Some reflections on Islamaphobia, anti-immigrant tendencies, and violence

I am writing this the day after the horrible mass shootings in New Zealand in which so many innocent, decent people lost their lives. I attended a vigil organized by the UCLA Muslim Student Association, where as part of a guided discussion we were asked to share our feelings in response to this news. I am writing this post because I am still thinking through my feelings, and am hoping that putting words on paper will help me organize my currently scattered thoughts.

The comment from the vigil that keeps reverberating in my mind is one that was made in response to the question of whether people feel safe on campus or in our LA community. A young muslim student, who wears a hijab, had been quiet for a long time, but spoke up to very powerfully explain that as a “visibly Muslim woman”, she can never feel safe living her life in the US. That she “always feel like a target”. That she can never take any day for granted, and that she has developed a fear of open spaces.

The author of the following Twitter thread shares some similarly powerful sentiments (thanks to Maddi for sharing this thread):


Another student at the vigil said that she feels “desensitized” to these horrible massacres, which have happened so frequently over the last few years. To be honest, I think that I have gone the other way. Until recently I never felt “sensitive” to these events- I always feel deeply sorry to those who lost their lives, and their loved ones whose lives will never be the same again, but I always figured that these events were so random, unpredictable, and logic-defying that I just couldn’t be “sensitive” to them. I’m not proud of this reaction- but that’s how it went.

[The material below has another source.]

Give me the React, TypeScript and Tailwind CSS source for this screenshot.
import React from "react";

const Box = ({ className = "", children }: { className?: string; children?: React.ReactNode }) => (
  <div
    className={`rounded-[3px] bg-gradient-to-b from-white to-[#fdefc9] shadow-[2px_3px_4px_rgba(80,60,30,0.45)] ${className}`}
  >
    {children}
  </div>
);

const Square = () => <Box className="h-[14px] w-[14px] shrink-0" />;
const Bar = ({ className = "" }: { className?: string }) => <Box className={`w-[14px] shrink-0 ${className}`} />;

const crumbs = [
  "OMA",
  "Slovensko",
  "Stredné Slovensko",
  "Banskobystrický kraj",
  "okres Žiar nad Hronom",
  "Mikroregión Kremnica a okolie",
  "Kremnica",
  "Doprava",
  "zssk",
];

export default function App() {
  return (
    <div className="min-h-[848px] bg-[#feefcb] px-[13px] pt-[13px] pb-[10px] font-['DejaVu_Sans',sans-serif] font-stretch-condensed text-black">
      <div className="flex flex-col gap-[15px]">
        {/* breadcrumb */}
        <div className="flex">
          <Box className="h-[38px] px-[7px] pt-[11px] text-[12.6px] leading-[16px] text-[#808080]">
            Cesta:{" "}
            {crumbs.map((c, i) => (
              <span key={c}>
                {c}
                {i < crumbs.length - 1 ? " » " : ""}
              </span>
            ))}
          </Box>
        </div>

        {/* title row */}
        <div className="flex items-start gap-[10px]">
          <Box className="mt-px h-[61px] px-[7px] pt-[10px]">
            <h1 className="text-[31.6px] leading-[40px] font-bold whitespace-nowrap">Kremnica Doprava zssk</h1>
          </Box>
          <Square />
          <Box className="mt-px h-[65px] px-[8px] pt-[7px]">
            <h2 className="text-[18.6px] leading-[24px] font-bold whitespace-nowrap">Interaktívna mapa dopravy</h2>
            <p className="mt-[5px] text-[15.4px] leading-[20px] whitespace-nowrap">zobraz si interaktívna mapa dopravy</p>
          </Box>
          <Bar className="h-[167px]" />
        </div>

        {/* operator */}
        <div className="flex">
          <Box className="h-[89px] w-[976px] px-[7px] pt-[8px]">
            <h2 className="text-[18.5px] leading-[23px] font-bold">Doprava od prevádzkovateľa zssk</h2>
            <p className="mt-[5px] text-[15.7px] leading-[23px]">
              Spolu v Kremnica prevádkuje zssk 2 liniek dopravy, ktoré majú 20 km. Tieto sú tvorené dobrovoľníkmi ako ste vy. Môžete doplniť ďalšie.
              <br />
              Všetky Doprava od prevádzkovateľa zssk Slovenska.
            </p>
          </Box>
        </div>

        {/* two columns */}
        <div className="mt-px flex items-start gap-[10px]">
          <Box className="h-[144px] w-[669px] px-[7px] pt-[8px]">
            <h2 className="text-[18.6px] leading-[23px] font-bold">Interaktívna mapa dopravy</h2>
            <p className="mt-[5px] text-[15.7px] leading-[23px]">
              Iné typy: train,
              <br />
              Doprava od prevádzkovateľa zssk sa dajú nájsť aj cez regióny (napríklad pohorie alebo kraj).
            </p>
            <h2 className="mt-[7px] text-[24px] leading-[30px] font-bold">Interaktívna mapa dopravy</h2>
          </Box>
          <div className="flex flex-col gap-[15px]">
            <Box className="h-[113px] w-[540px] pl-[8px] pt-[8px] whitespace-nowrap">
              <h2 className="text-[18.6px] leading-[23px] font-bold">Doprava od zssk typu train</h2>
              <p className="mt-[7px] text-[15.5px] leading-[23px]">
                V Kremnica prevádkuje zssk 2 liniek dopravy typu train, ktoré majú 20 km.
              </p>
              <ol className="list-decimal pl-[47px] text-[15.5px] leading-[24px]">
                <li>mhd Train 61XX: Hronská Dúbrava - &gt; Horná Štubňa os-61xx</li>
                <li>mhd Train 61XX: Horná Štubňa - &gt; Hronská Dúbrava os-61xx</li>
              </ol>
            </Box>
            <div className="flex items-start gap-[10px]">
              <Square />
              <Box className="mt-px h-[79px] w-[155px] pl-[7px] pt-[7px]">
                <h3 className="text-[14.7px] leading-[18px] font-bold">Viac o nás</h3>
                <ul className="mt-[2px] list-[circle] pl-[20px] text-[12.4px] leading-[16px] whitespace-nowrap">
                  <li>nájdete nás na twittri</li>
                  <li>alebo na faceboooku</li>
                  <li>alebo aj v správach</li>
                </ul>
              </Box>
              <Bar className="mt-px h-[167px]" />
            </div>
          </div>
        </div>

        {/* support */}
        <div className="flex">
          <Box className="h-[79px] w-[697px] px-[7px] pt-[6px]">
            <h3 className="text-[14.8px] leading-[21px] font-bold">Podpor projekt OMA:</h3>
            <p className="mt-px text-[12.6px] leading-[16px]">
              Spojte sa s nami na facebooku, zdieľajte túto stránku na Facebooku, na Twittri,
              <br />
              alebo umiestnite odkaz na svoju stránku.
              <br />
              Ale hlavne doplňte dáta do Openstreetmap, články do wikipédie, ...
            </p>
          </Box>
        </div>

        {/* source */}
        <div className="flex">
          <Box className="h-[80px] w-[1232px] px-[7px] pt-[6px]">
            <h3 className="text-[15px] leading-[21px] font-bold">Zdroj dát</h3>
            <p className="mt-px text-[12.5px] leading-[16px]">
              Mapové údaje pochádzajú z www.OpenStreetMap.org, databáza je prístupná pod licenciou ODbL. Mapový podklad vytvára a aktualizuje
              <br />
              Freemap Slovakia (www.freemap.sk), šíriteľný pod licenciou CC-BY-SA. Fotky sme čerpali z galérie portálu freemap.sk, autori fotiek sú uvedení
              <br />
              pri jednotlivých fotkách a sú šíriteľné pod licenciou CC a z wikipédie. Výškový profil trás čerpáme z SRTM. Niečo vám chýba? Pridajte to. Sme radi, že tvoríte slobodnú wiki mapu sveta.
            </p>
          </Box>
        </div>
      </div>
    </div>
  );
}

But at the vigil, one of the leaders of the Muslim Student Associations mentioned a Hadith that is helping me interpret my responses:

When any limb aches, the whole body aches.

The muslim community is a limb of our community. So too are the LGBTQ community, the undocumented immigrant community, the African American community, the Native American community, the Sikh community, the documented immigrant community, and many more. These limbs have been aching for decades or centuries in the US and around the world, and their ache has intensified over the last few years with the (re)rise of White Nationalism.

I think that with every new report of a massacre, I am becoming more and more sensitive to the pain to our larger community. I find that it is becoming harder by the day to suppress my anger towards the perpatrators of White Nationalism and empathy towards the victims. These feelings get in the way of my work, and make it harder for me to socialize without guit. Intellectually, I know that engaging with these feelings doesn’t do anything to improve the world. But it’s hard to ignore them, especially when I am trying to focus my mental energy on solving problems in my research (which doesn’t do very much to help ease the pain in our community, either).

I was advised once by a scientist I respect very much (who incedentally is a white American man) that I “should” be able to set my anger and empathy aside when I sit down to work so that these feelings don’t distract me and make me a less productive scientist, but I find this advice more and more absurd by the day.

This post is quite rambling, and I don’t know where it leaves me. But I am glad to have engaged with these gnawing thoughts.